Minimality and effectiveness of the groupoid associated to a self-similar ultragraph
Hossein Larki, Najmeh Rajabzadeh-Hasiri
TL;DR
This work analyzes the minimality and effectiveness of the tight groupoid $\mathcal{G}_{\mathrm{tight}}(\mathcal{S}_{G,\mathcal{U}})$ arising from a self-similar ultragraph $(G,\mathcal{U},\varphi)$ and connects these dynamical properties to simplicity results for the associated $C^*$-algebra $\mathcal{O}_{G,\mathcal{U}}$. By leveraging the Exel–Pardo framework, the authors identify a drive-by criterion called $G$-cofinality that characterizes minimality, and a topological-freeness criterion (Condition $(*)$) together with entrances for every $G$-cycle that yields effectiveness. In the special case of a trivial 1-cocycle, they obtain a crossed-product form $\mathcal{O}_{G,\mathcal{U}} \cong C^*(\mathcal{U}) \rtimes_{\eta} G$ and prove simplicity under amenability of $G$ and pseudo-freeness, together with the condition $(*)$, while establishing a unitary representation of $G$ in the multiplier algebra.
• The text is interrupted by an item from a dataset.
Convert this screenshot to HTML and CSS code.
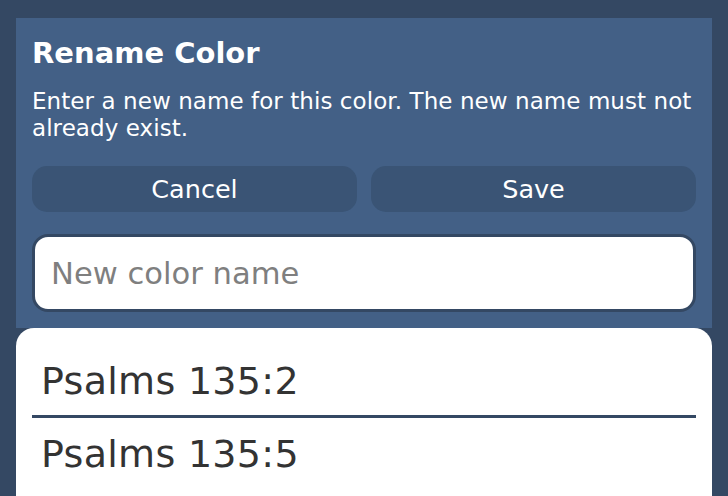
FILE: index.html
```html
<!DOCTYPE html>
<html lang="en">
<head>
<meta charset="utf-8">
<title>Rename Color</title>
<link rel="stylesheet" href="styles.css">
</head>
<body>
<div class="screen">
  <section class="dialog">
    <h1 class="dialog-title">Rename Color</h1>
    <p class="dialog-text">Enter a new name for this color. The new name must not already exist.</p>
    <div class="dialog-actions">
      <button class="btn" type="button">Cancel</button>
      <button class="btn" type="button">Save</button>
    </div>
    <input class="name-input" type="text" placeholder="New color name">
  </section>
  <ul class="verse-list">
    <li class="verse">Psalms 135:2</li>
    <li class="verse">Psalms 135:5</li>
  </ul>
</div>
</body>
</html>
```
FILE: styles.css
```css
* { box-sizing: border-box; }
html, body { margin: 0; padding: 0; }
body {
  background: #344863;
  font-family: "DejaVu Sans", Verdana, sans-serif;
  width: 728px;
  height: 496px;
  overflow: hidden;
}
.screen {
  height: 496px;
  display: flex;
  flex-direction: column;
  padding: 18px 16px 0 16px;
}
.dialog {
  background: #436086;
  padding: 18px 16px 16px 16px;
}
.dialog-title {
  margin: 0;
  color: #fff;
  font-size: 29px;
  line-height: 34px;
  font-weight: bold;
}
.dialog-text {
  margin: 18px 0 0 0;
  color: #fff;
  font-size: 23px;
  line-height: 27px;
  letter-spacing: 0.07px;
}
.dialog-actions {
  margin-top: 24px;
  display: grid;
  grid-template-columns: 1fr 1fr;
  gap: 14px;
}
.btn {
  height: 46px;
  border: none;
  border-radius: 15px;
  background: #3a5475;
  color: #fff;
  font-family: "DejaVu Sans", Verdana, sans-serif;
  font-size: 25.5px;
  line-height: 46px;
  padding: 0;
}
.name-input {
  display: block;
  width: 100%;
  height: 78px;
  margin-top: 22px;
  border: 3px solid #344863;
  border-radius: 16px;
  background: #fff;
  padding: 0 16px;
  font-family: "DejaVu Sans", Verdana, sans-serif;
  font-size: 30.6px;
  color: #333;
  outline: none;
}
.name-input::placeholder { color: #7f7f7f; }
.verse-list {
  flex: 1;
  list-style: none;
  margin: 0;
  padding: 17px 0 0 0;
  background: #fff;
  border-radius: 18px 18px 0 0;
}
.verse {
  margin: 0 16px;
  padding: 13px 0 11px 9px;
  font-size: 38px;
  line-height: 46px;
  letter-spacing: 0.3px;
  color: #333;
  border-bottom: 3px solid #344863;
}
.verse:last-child { border-bottom: none; }
```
These results provide a robust groupoid–inverse-semigroup route to understanding when self-similar ultragraph algebras are simple and nuclear, with explicit crossed-product realizations in the key case.
Abstract
The notion of a self-similar ultragraph $(G,\mathcal{U},\varphi)$ and its $C^*$-algebra $\mathcal{O}_{G,\mathcal{U}}$ were introduced in our recent work, where we proposed inverse semigroup and groupoid models for such $C^*$-algebras as well. In this paper, we investigate minimality and effectiveness of the groupoid of a self-similar ultragraph $(G,\mathcal{U},\varphi)$. In particular, we obtain a result for simplicity of the $C^*$-algebras $\mathcal{O}_{G,\mathcal{U}}$ in a certain case.